Primary Data initially is delivering the Data Director as an appliance, but it will offer software-only versions of it that could also be delivered by partners through a cloud infrastructure, Smith said. The product is in a proof-of-concept phase with a few customers and should be generally available around the middle of next year, he said.
Media companies have shown the most interest in the technology so far, Primary Data says. That's because of the volume of data they need to manage, according to Wozniak. "Where are the hugest amounts of data on the Internet right now?" he said.
But there are more specific reasons, too. For example, the computer graphics in feature films are crafted by multiple artists and teams, sometimes separated by oceans and time zones, and the data involved requires fast local storage. With data virtualization, each artist can find the project using the same universal file name instead of having to worry about where it's stored, Smith said.
Also, files can be automatically moved from one time zone to another based on policy, Smith said. When the work day ends in Hollywood, Primary Data can shift the files for the project over to fast local storage in Singapore where another team is just starting its day.

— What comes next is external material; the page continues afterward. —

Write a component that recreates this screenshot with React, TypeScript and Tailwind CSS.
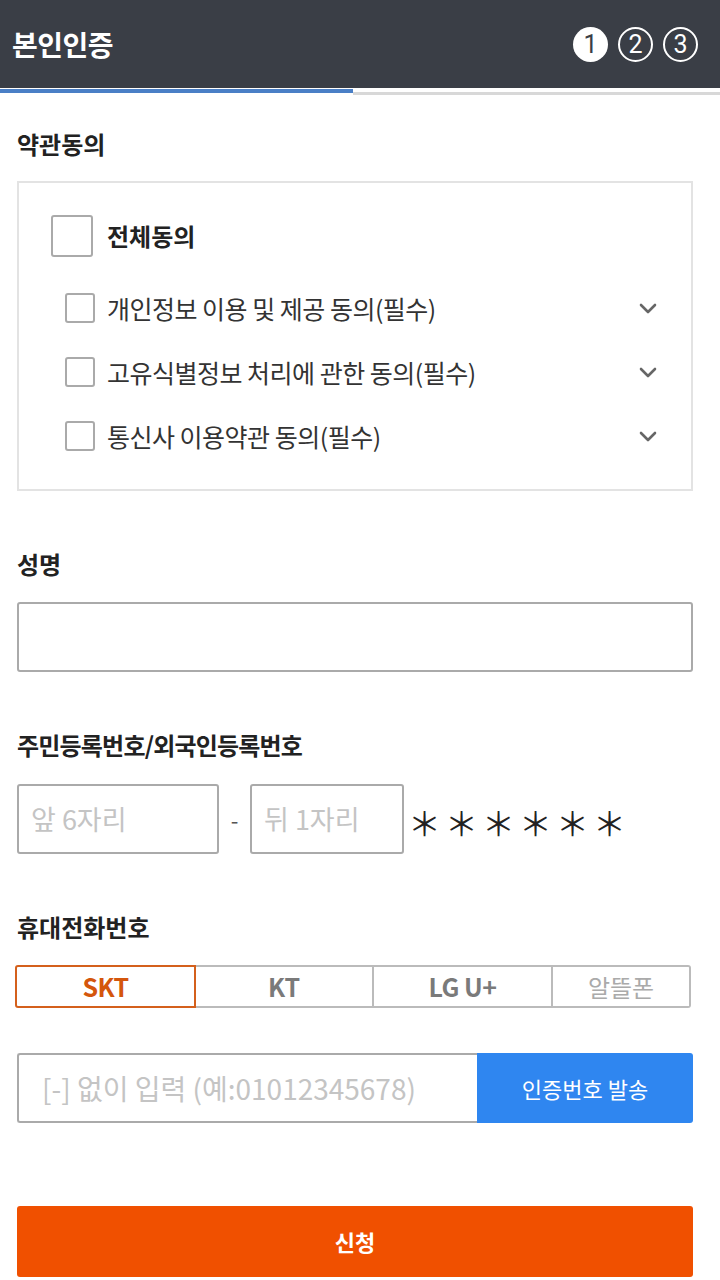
import React from 'react';

const font = { fontFamily: '"Noto Sans CJK KR", "Noto Sans", sans-serif' };

const Chevron: React.FC = () => (
  <svg width="18" height="11" viewBox="0 0 18 11" fill="none">
    <path d="M2 2l7 7 7-7" stroke="#666" strokeWidth="2.6" strokeLinecap="round" strokeLinejoin="round" />
  </svg>
);

const Step: React.FC<{ n: number; active?: boolean }> = ({ n, active }) => (
  <div
    className={
      active
        ? 'w-[35px] h-[35px] rounded-full bg-white text-[#3a3e46] flex items-center justify-center text-[25px] leading-none'
        : 'w-[35px] h-[35px] rounded-full border-2 border-white text-white flex items-center justify-center text-[25px] leading-none'
    }
    style={{ fontFamily: 'Roboto, "Liberation Sans", sans-serif' }}
  >
    {n}
  </div>
);

const terms = ['개인정보 이용 및 제공 동의(필수)', '고유식별정보 처리에 관한 동의(필수)', '통신사 이용약관 동의(필수)'];

export default function App() {
  return (
    <div className="w-[720px] min-h-[1280px] bg-white text-[#222]" style={font}>
      {/* Header */}
      <div className="h-[88px] bg-[#3a3e46] flex items-center justify-between pl-[12px] pr-[22px]">
        <h1 className="text-white text-[28px] font-bold tracking-[-0.5px]">본인인증</h1>
        <div className="flex gap-[10px]">
          <Step n={1} active />
          <Step n={2} />
          <Step n={3} />
        </div>
      </div>
      {/* Progress */}
      <div className="flex h-[8px]">
        <div className="w-[353px] h-[4px] mt-[1px] bg-[#4a7fc6]" />
        <div className="flex-1 h-[3px] mt-[4px] bg-[#d8d8d8]" />
      </div>

      <div className="pl-[17px] pr-[27px]">
        {/* 약관동의 */}
        <div className="mt-[32px] text-[24px] font-bold leading-[32px]">약관동의</div>
        <div className="mt-[21px] border-2 border-[#e3e3e3] pt-[32px] pb-[21px] pl-[32px] pr-[34px]">
          <div className="flex items-center gap-[14px]">
            <div className="w-[42px] h-[42px] border-2 border-[#aaa] rounded-[3px]" />
            <span className="text-[24px] font-bold leading-[42px]">전체동의</span>
          </div>
          <div className="mt-[19px]">
            {terms.map((t) => (
              <div key={t} className="h-[64px] flex items-center pl-[14px]">
                <div className="w-[30px] h-[30px] border-2 border-[#aaa] rounded-[3px]" />
                <span className="ml-[12px] text-[25px] leading-[34px] text-[#333] flex-1 tracking-[-0.5px]">{t}</span>
                <Chevron />
              </div>
            ))}
          </div>
        </div>

        {/* 성명 */}
        <div className="mt-[57px] text-[24px] font-bold leading-[32px]">성명</div>
        <div className="mt-[22px] h-[70px] border-2 border-[#aaa] rounded-[3px]" />

        {/* 주민등록번호 */}
        <div className="mt-[57px] text-[24px] font-bold leading-[32px] tracking-[-0.8px]">주민등록번호/외국인등록번호</div>
        <div className="mt-[23px] flex items-center">
          <div className="w-[202px] h-[70px] border-2 border-[#aaa] rounded-[3px] flex items-center pl-[12px] text-[27px] text-[#c4c4c4]">
            앞 6자리
          </div>
          <span className="w-[31px] text-center text-[22px] text-[#555]">-</span>
          <div className="w-[154px] h-[70px] border-2 border-[#aaa] rounded-[3px] flex items-center pl-[12px] text-[27px] text-[#c4c4c4]">
            뒤 1자리
          </div>
          <div className="ml-[2px] flex text-[33px] leading-none text-[#222] pt-[6px]">
            {[0, 1, 2, 3, 4, 5].map((i) => (
              <span key={i} className="w-[37px] text-center">＊</span>
            ))}
          </div>
        </div>

        {/* 휴대전화번호 */}
        <div className="mt-[57px] text-[24px] font-bold leading-[32px]">휴대전화번호</div>
        <div className="mt-[22px] -ml-[2px] flex h-[43px]">
          <div className="w-[181px] border-2 border-[#d4601c] rounded-l-[3px] flex items-center justify-center text-[25px] font-bold text-[#d4560c] tracking-[-0.5px]">SKT</div>
          <div className="w-[178px] border-y-2 border-r-2 border-[#bbb] flex items-center justify-center text-[25px] font-bold text-[#7a7a7a]">KT</div>
          <div className="w-[179px] border-y-2 border-r-2 border-[#bbb] flex items-center justify-center text-[25px] font-bold text-[#7a7a7a] tracking-[-0.5px]">LG U+</div>
          <div className="w-[138px] border-y-2 border-r-2 border-[#bbb] rounded-r-[3px] flex items-center justify-center text-[24px] text-[#aaa]">알뜰폰</div>
        </div>
        <div className="mt-[45px] flex h-[70px]">
          <div className="w-[460px] border-2 border-r-0 border-[#aaa] rounded-l-[3px] flex items-center pl-[23px] text-[28px] text-[#c4c4c4]">
            [-] 없이 입력 (예:01012345678)
          </div>
          <button className="flex-1 bg-[#2f86f0] rounded-r-[3px] text-white text-[22px]">인증번호 발송</button>
        </div>

        {/* 신청 */}
        <button className="mt-[83px] w-full h-[71px] bg-[#f05000] rounded-[3px] text-white text-[22px] font-bold">신청</button>
      </div>
    </div>
  );
}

The germ of the idea for Primary Data came from Fusion-io, according to Smith. Fusion-io introduced a new tier of storage in the form of flash cards attached directly inside servers.
"Customers had a difficult time adopting this new tier," Smith said. "That's where the lightbulb went off." The Fusion-io team learned enterprises needed help dealing with the many tiers and types of data they had, as well as cloud storage, he said. "How do you make all of those work?"